WRITTEN EXERCISE :: Copy the data exactly as it appears, and do not include any pictures.

+++

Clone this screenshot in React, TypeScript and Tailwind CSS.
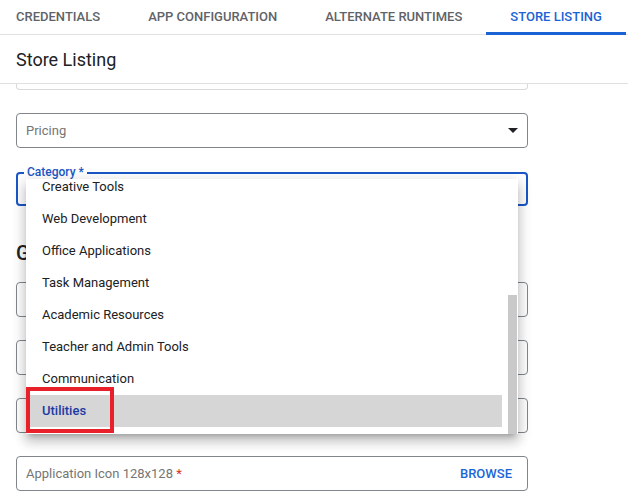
import React from "react"

const tabs = ["Credentials", "App Configuration", "Alternate Runtimes", "Store Listing"]

const categories = [
  "Creative Tools",
  "Web Development",
  "Office Applications",
  "Task Management",
  "Academic Resources",
  "Teacher and Admin Tools",
  "Communication",
  "Utilities",
]

function Field({ children }: { children?: React.ReactNode }) {
  return (
    <div className="flex h-[35px] items-center rounded-[4px] border border-[#80868b] pl-[9px] pr-[15px] text-[13px] text-[#757575]">
      {children}
    </div>
  )
}

export default function App() {
  return (
    <div
      className="relative h-[504px] w-[628px] overflow-hidden bg-white text-[#202124]"
      style={{ fontFamily: "Roboto, 'Liberation Sans', sans-serif" }}
    >
      {/* Tabs */}
      <div className="flex h-[35px] border-b border-[#e0e0e0]">
        <div className="-ml-2 flex">
          {tabs.map((t, i) => {
            const active = i === tabs.length - 1
            return (
              <div
                key={t}
                className={`relative flex items-center px-6 pb-px text-[13px] font-medium uppercase ${
                  active ? "text-[#1b63d4]" : "text-[#5f6368]"
                }`}
              >
                {t}
                {active && (
                  <span className="absolute bottom-[-1px] left-0 right-0 h-[3px] bg-[#1b63d4]" />
                )}
              </div>
            )
          })}
        </div>
      </div>

      {/* Section header */}
      <div className="flex h-[49px] items-center border-b border-[#e0e0e0] px-4 pt-px text-[18px]">
        Store Listing
      </div>

      {/* Form */}
      <div className="ml-4 w-[512px]">
        <div className="h-[6px] rounded-b-[4px] border-x border-b border-[#d9d9d9]" />

        <div className="mt-[23px]">
          <Field>
            <span className="flex-1">Pricing</span>
            <svg width="10" height="5" viewBox="0 0 10 5" className="mr-[-6px]">
              <path d="M0 0h10L5 5z" fill="#202124" />
            </svg>
          </Field>
        </div>

        <div className="relative mt-[24px] h-[34px] rounded-[4px] border-2 border-[#1a56c8]">
          <span className="absolute -top-[10px] left-[6px] bg-white px-[3px] text-[12px] font-medium leading-[16px] text-[#1a56c8]">
            Category *
          </span>
        </div>

        <div className="mt-[35px] h-6 text-[20px] font-medium leading-6">Graphic Assets</div>

        <div className="mt-[17px] flex flex-col gap-[23px]">
          <Field />
          <Field />
          <Field />
          <Field>
            <span className="flex-1">
              Application Icon 128x128 <span className="text-[#d93025]">*</span>
            </span>
            <span className="text-[13px] font-medium text-[#1a66d9]">BROWSE</span>
          </Field>
        </div>
      </div>

      {/* Category dropdown menu */}
      <div className="absolute left-[26px] top-[179px] h-[255px] w-[492px] overflow-hidden bg-white shadow-[0_5px_5px_-3px_rgba(0,0,0,0.2),0_8px_10px_1px_rgba(0,0,0,0.14),0_3px_14px_2px_rgba(0,0,0,0.12)]">
        <ul className="-mt-[8px] w-[476px]">
          {categories.map((c) => {
            const selected = c === "Utilities"
            return (
              <li
                key={c}
                className={`flex h-8 items-center px-4 text-[13px] ${
                  selected ? "bg-[#d6d6d6] font-medium text-[#1c3aa4]" : "text-[#202124]"
                }`}
              >
                {c}
              </li>
            )
          })}
        </ul>
        <div className="absolute left-[482px] top-[116px] h-[139px] w-[9px] bg-[#c9c9c9]" />
      </div>

      {/* Highlight annotation */}
      <div className="absolute left-[26px] top-[387px] h-[46px] w-[88px] border-4 border-[#e8202a]" />
    </div>
  )
}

+++

SOLVED PROBLEM ::
Clone this screenshot in React, TypeScript and Tailwind CSS.
import React from "react"

const tabs = ["Credentials", "App Configuration", "Alternate Runtimes", "Store Listing"]

const categories = [
  "Creative Tools",
  "Web Development",
  "Office Applications",
  "Task Management",
  "Academic Resources",
  "Teacher and Admin Tools",
  "Communication",
  "Utilities",
]

function Field({ children }: { children?: React.ReactNode }) {
  return (
    <div className="flex h-[35px] items-center rounded-[4px] border border-[#80868b] pl-[9px] pr-[15px] text-[13px] text-[#757575]">
      {children}
    </div>
  )
}

export default function App() {
  return (
    <div
      className="relative h-[504px] w-[628px] overflow-hidden bg-white text-[#202124]"
      style={{ fontFamily: "Roboto, 'Liberation Sans', sans-serif" }}
    >
      {/* Tabs */}
      <div className="flex h-[35px] border-b border-[#e0e0e0]">
        <div className="-ml-2 flex">
          {tabs.map((t, i) => {
            const active = i === tabs.length - 1
            return (
              <div
                key={t}
                className={`relative flex items-center px-6 pb-px text-[13px] font-medium uppercase ${
                  active ? "text-[#1b63d4]" : "text-[#5f6368]"
                }`}
              >
                {t}
                {active && (
                  <span className="absolute bottom-[-1px] left-0 right-0 h-[3px] bg-[#1b63d4]" />
                )}
              </div>
            )
          })}
        </div>
      </div>

      {/* Section header */}
      <div className="flex h-[49px] items-center border-b border-[#e0e0e0] px-4 pt-px text-[18px]">
        Store Listing
      </div>

      {/* Form */}
      <div className="ml-4 w-[512px]">
        <div className="h-[6px] rounded-b-[4px] border-x border-b border-[#d9d9d9]" />

        <div className="mt-[23px]">
          <Field>
            <span className="flex-1">Pricing</span>
            <svg width="10" height="5" viewBox="0 0 10 5" className="mr-[-6px]">
              <path d="M0 0h10L5 5z" fill="#202124" />
            </svg>
          </Field>
        </div>

        <div className="relative mt-[24px] h-[34px] rounded-[4px] border-2 border-[#1a56c8]">
          <span className="absolute -top-[10px] left-[6px] bg-white px-[3px] text-[12px] font-medium leading-[16px] text-[#1a56c8]">
            Category *
          </span>
        </div>

        <div className="mt-[35px] h-6 text-[20px] font-medium leading-6">Graphic Assets</div>

        <div className="mt-[17px] flex flex-col gap-[23px]">
          <Field />
          <Field />
          <Field />
          <Field>
            <span className="flex-1">
              Application Icon 128x128 <span className="text-[#d93025]">*</span>
            </span>
            <span className="text-[13px] font-medium text-[#1a66d9]">BROWSE</span>
          </Field>
        </div>
      </div>

      {/* Category dropdown menu */}
      <div className="absolute left-[26px] top-[179px] h-[255px] w-[492px] overflow-hidden bg-white shadow-[0_5px_5px_-3px_rgba(0,0,0,0.2),0_8px_10px_1px_rgba(0,0,0,0.14),0_3px_14px_2px_rgba(0,0,0,0.12)]">
        <ul className="-mt-[8px] w-[476px]">
          {categories.map((c) => {
            const selected = c === "Utilities"
            return (
              <li
                key={c}
                className={`flex h-8 items-center px-4 text-[13px] ${
                  selected ? "bg-[#d6d6d6] font-medium text-[#1c3aa4]" : "text-[#202124]"
                }`}
              >
                {c}
              </li>
            )
          })}
        </ul>
        <div className="absolute left-[482px] top-[116px] h-[139px] w-[9px] bg-[#c9c9c9]" />
      </div>

      {/* Highlight annotation */}
      <div className="absolute left-[26px] top-[387px] h-[46px] w-[88px] border-4 border-[#e8202a]" />
    </div>
  )
}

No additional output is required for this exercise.